In 1996 I'll never forget the tension in the 5th game of the World Series, when pitcher Andy Pettitte pitched the game of his young life, and was taken out in the 8th inning with the score still 1-0, Yankees vs. the Braves. Pettitte was sitting in the dugout with a towel over his head, afraid to watch, while John Wetteland closed out the game, preserving the win.
The second time I was in Yankees Stadium was with DH during that era, when we watched them lose a game (I am now forgetting who it was against) but did get to see some of our heroes in person, including Paul O'Neill, who was playing far beneath us in his usual outfield position. From where we were sitting, he looked like an ant.
I attended another game as part of a corporate outing a couple of years ago (our boss took our whole group there on a sunny summer afternoon), and as I recall they lost that time too.

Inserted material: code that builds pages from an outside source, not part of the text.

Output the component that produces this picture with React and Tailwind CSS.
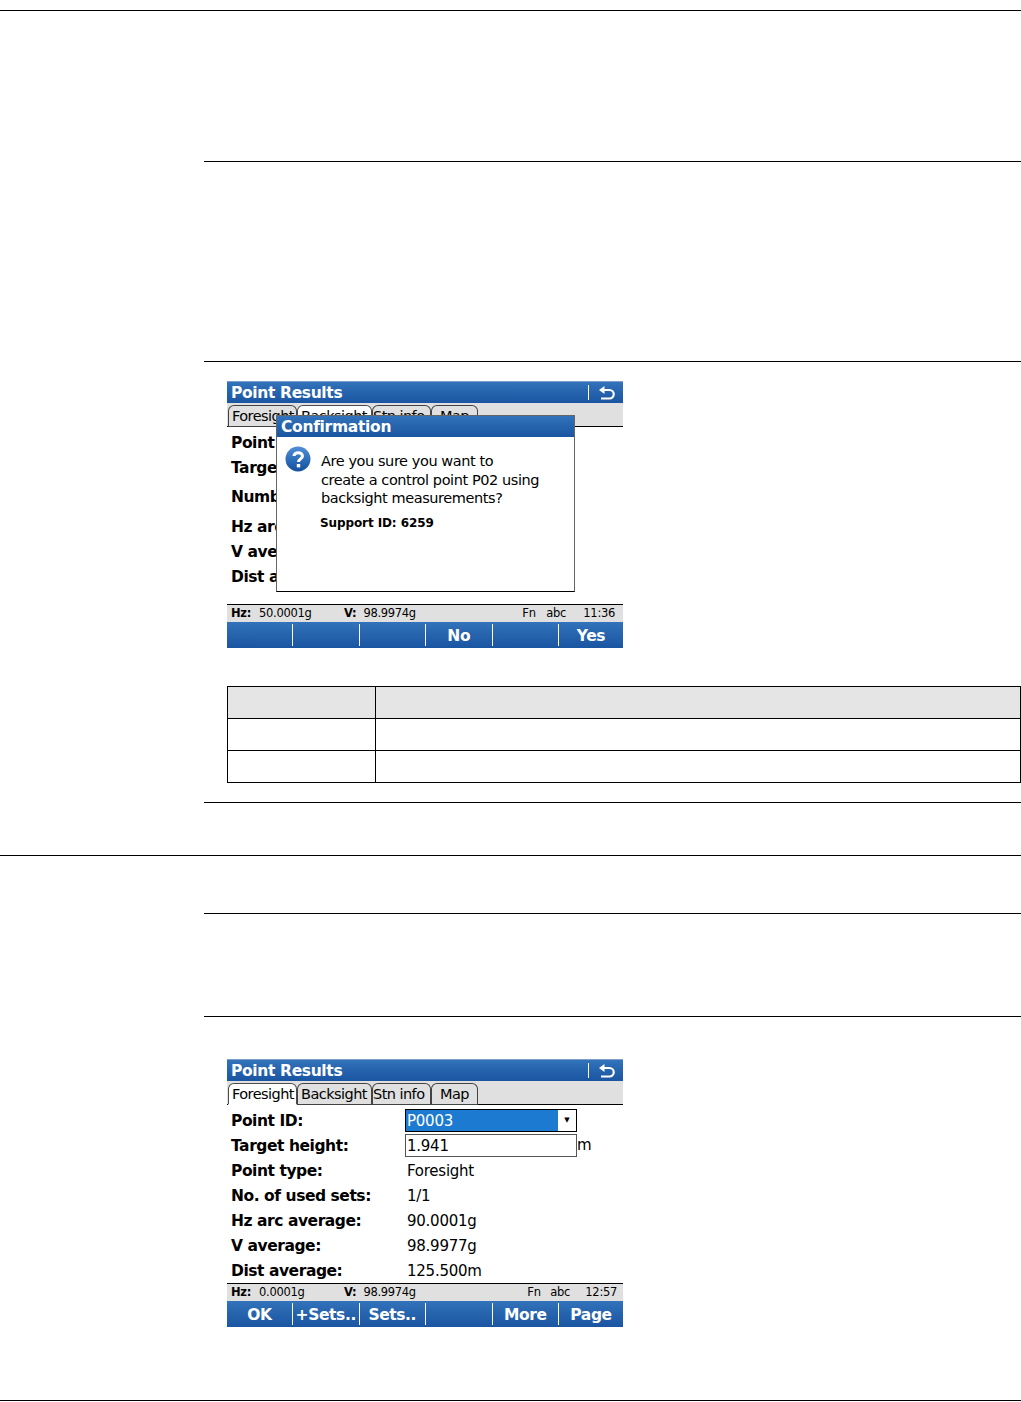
import React from 'react';

const blue = 'bg-gradient-to-b from-[#3273bb] via-[#2663ad] to-[#1a55a2]';

const BackIcon = () => (
  <svg width="17" height="14" viewBox="0 0 17 14" fill="none" stroke="white" strokeWidth="2.2">
    <path d="M4 4 H11.5 A4 4 0 0 1 11.5 12.5 H3" />
    <path d="M6.5 0 L1 4 L6.5 8 Z" fill="white" stroke="none" />
  </svg>
);

const QuestionIcon = () => (
  <svg width="26" height="26" viewBox="0 0 26 26">
    <defs>
      <linearGradient id="q" x1="0" y1="0" x2="0" y2="1">
        <stop offset="0" stopColor="#4f8fd6" />
        <stop offset="1" stopColor="#124f9e" />
      </linearGradient>
    </defs>
    <circle cx="13" cy="13" r="12.5" fill="url(#q)" />
    <path d="M9 10 C9 5.5 17.5 5.5 17.5 10 C17.5 13 13.5 12.8 13.5 16" fill="none" stroke="white" strokeWidth="3" />
    <rect x="11.8" y="18" width="3.4" height="3.4" fill="white" />
  </svg>
);

const TitleBar = ({ title, back }) => (
  <div className={`${blue} h-[22px] flex items-center justify-between pl-[4px] border-t border-[#7f9fc8]`}>
    <span className="text-white font-bold text-[15.5px] tracking-[-0.35px] leading-none pt-[2px]">{title}</span>
    {back && (
      <div className="flex items-center">
        <div className="w-px h-[15px] bg-white" />
        <div className="w-[34px] flex justify-center"><BackIcon /></div>
      </div>
    )}
  </div>
);

const Tabs = ({ active }) => (
  <div className="h-[24px] bg-[#e0e0e0] border-b border-black flex items-end pl-px text-[14.5px] tracking-[-0.55px] leading-none">
    {[['Foresight', 'w-[69px] pl-[3px]'], ['Backsight', 'w-[75px] pl-[3px]'], ['Stn info', 'w-[59px]'], ['Map', 'w-[47px] pl-[8px]']].map(([t, w]) => (
      <div
        key={t}
        className={`${w} h-[22px] -mb-px pt-px border border-black/70 rounded-t-[6px] flex items-center ${t === active ? 'bg-white border-b-white' : 'bg-[#e0e0e0]'}`}
      >
        {t}
      </div>
    ))}
  </div>
);

const StatusBar = ({ hz, v, time, hzWidth, fnWidth, abcWidth, right }) => (
  <div className="h-[18px] pt-px bg-[#e0e0e0] border-t border-black flex items-center pl-[4px] text-[11.5px] tracking-[-0.3px] leading-none">
    <div className={`${hzWidth} flex`}><b className="mr-[8px]">Hz:</b>{hz}</div>
    <div className="flex-1 flex"><b className="mr-[7px]">V:</b>{v}</div>
    <div className={`${fnWidth}`}>Fn</div>
    <div className={`${abcWidth}`}>abc</div>
    <div className={right}>{time}</div>
  </div>
);

const SoftKeys = ({ keys }) => (
  <div className={`${blue} h-[26px] grid grid-cols-[66px_66.5px_66.5px_66.5px_66.5px_1fr] items-center`}>
    {keys.map((k, i) => (
      <div
        key={i}
        className={`h-[22px] pt-[3px] flex items-center justify-center text-white font-bold text-[15.5px] tracking-[-0.4px] leading-none ${i < 5 ? 'border-r border-white' : ''}`}
      >
        {k}
      </div>
    ))}
  </div>
);

const Dialog = () => (
  <div className="absolute left-[49px] top-[34px] w-[299px] h-[177px] bg-white border border-[#666] border-b-black">
    <div className={`${blue} h-[21px] pt-[2px] flex items-center pl-[4px] text-white font-bold text-[15.5px] tracking-[-0.3px] leading-none`}>Confirmation</div>
    <div className="flex pl-[8px] pt-[9px]">
      <QuestionIcon />
      <div className="ml-[10px] pt-[6px]">
        <div className="text-[14.5px] tracking-[-0.42px] leading-[18.5px]">
          Are you sure you want to<br />create a control point P02 using<br />backsight measurements?
        </div>
        <div className="mt-[6px] -ml-px font-bold text-[12px] tracking-[-0.1px] leading-[18px]">Support ID: 6259</div>
      </div>
    </div>
  </div>
);

const firstRows = [
  ['Point ID:', 'h-[25px]'],
  ['Target height:', 'h-[25px]'],
  ['Number of sets:', 'h-[34px]'],
  ['Hz arc average:', 'h-[25px]'],
  ['V average:', 'h-[25px]'],
  ['Dist average:', 'h-[25px]'],
];

const secondRows = [
  ['Point type:', 'Foresight'],
  ['No. of used sets:', '1/1'],
  ['Hz arc average:', '90.0001g'],
  ['V average:', '98.9977g'],
  ['Dist average:', '125.500m'],
];

const label = 'font-bold text-[15.5px] tracking-[-0.45px] leading-none pt-[2px]';
const value = 'text-[15px] tracking-[-0.25px] leading-none';

const ScreenOne = () => (
  <div className="relative w-[396px] h-[267px] ml-[23px]">
    <TitleBar title="Point Results" back />
    <Tabs active="Backsight" />
    <div className="h-[177px] pl-[4px] pt-[3px] overflow-hidden">
      {firstRows.map(([t, h]) => (
        <div key={t} className={`${h} flex items-center ${label}`}>{t}</div>
      ))}
    </div>
    <StatusBar hz="50.0001g" v="98.9974g" time="11:36" hzWidth="w-[113px]" fnWidth="w-[24px]" abcWidth="w-[37px]" right="mr-[8px]" />
    <SoftKeys keys={['', '', '', 'No', '', 'Yes']} />
    <Dialog />
  </div>
);

const ScreenTwo = () => (
  <div className="w-[396px] h-[267px] ml-[23px]">
    <TitleBar title="Point Results" back />
    <Tabs active="Foresight" />
    <div className="h-[178px] pl-[4px] pt-[3px]">
      <div className="h-[25px] flex items-center">
        <div className={`w-[174px] ${label}`}>Point ID:</div>
        <div className="w-[172px] h-[23px] border border-black flex">
          <div className={`flex-1 bg-[#1c7bd0] text-white flex items-center pl-px pt-px ${value}`}>P0003</div>
          <div className="w-[18px] flex items-center justify-center text-[7px] leading-none">▼</div>
        </div>
      </div>
      <div className="h-[25px] flex items-center">
        <div className={`w-[174px] ${label}`}>Target height:</div>
        <div className={`w-[172px] h-[23px] border border-[#555] flex items-center pl-px pt-px ${value}`}>1.941</div>
        <span className={value}>m</span>
      </div>
      {secondRows.map(([a, b]) => (
        <div key={a} className="h-[25px] flex items-center">
          <div className={`w-[176px] ${label}`}>{a}</div>
          <div className={`${value} pt-px`}>{b}</div>
        </div>
      ))}
    </div>
    <StatusBar hz="0.0001g" v="98.9974g" time="12:57" hzWidth="w-[113px]" fnWidth="w-[23px]" abcWidth="w-[35px]" right="mr-[6px]" />
    <SoftKeys keys={['OK', '+Sets..', 'Sets..', '', 'More', 'Page']} />
  </div>
);

const Table = () => (
  <div className="ml-[23px] mt-[38px] border-t border-l border-black">
    {[0, 1, 2].map(i => (
      <div key={i} className={`h-[32px] grid grid-cols-[148px_1fr] border-b border-r border-black ${i === 0 ? 'bg-[#e5e5e5]' : ''}`}>
        <div className="border-r border-black" />
        <div />
      </div>
    ))}
  </div>
);

export default function App() {
  return (
    <div className="h-[1402px] bg-white pt-[10px] text-black overflow-hidden" style={{ fontFamily: '"DejaVu Sans", sans-serif' }}>
      <div className="h-[151px] border-t border-black" />
      <div className="h-[200px] ml-[204px] border-t border-black" />
      <div className="h-[441px] ml-[204px] border-t border-black pt-[19px]">
        <ScreenOne />
        <Table />
      </div>
      <div className="h-[53px] ml-[204px] border-t border-black" />
      <div className="h-[58px] border-t border-black" />
      <div className="h-[103px] ml-[204px] border-t border-black" />
      <div className="h-[384px] ml-[204px] border-t border-black pt-[42px]">
        <ScreenTwo />
      </div>
      <div className="border-t border-black" />
    </div>
  );
}
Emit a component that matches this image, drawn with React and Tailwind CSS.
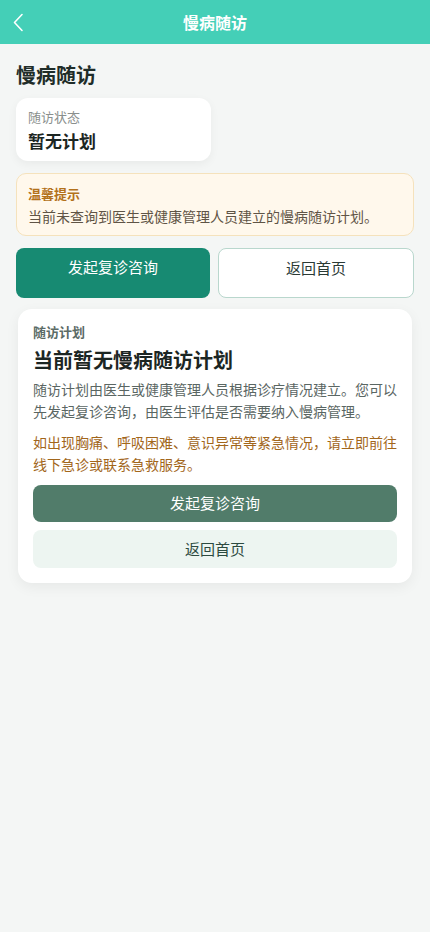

This summer DH and I made sure to go to one last game at Yankee Stadium. We chose August 27, when they played the Red Sox - quite appropriate, since they played the Red Sox on that first opening day in April 1923. We saw Derek Jeter, Mariano Rivera (who didn't pitch but was in the bullpen at one point) and all the rest of the current team. It was a night game, and yes - they lost again, 11-3. I guess I'm just a jinx.
The last game in Yankee Stadium is still being played as I write this. They are playing the Baltimore Orioles, another old American League team. (I'm glad they're not playing one of those newfangled teams like the Diamondbacks or the Tampa Bay Devil Rays.) The score is tied, 3 to 3, and Andy Pettitte is pitching. Somehow that seems appropriate.
In between plays the announcers are chatting with Whitey Ford and Yogi Berra, who are in the broadcasting booth. And they're showing films of great moments in Yankee Stadium during breaks. There is truly the sense of history being made.
Next year the Yankees will still be playing in the Bronx. It's not that far from the old Yankee Stadium to the new one rising next door.
But will the ghosts travel that far? Only time will tell.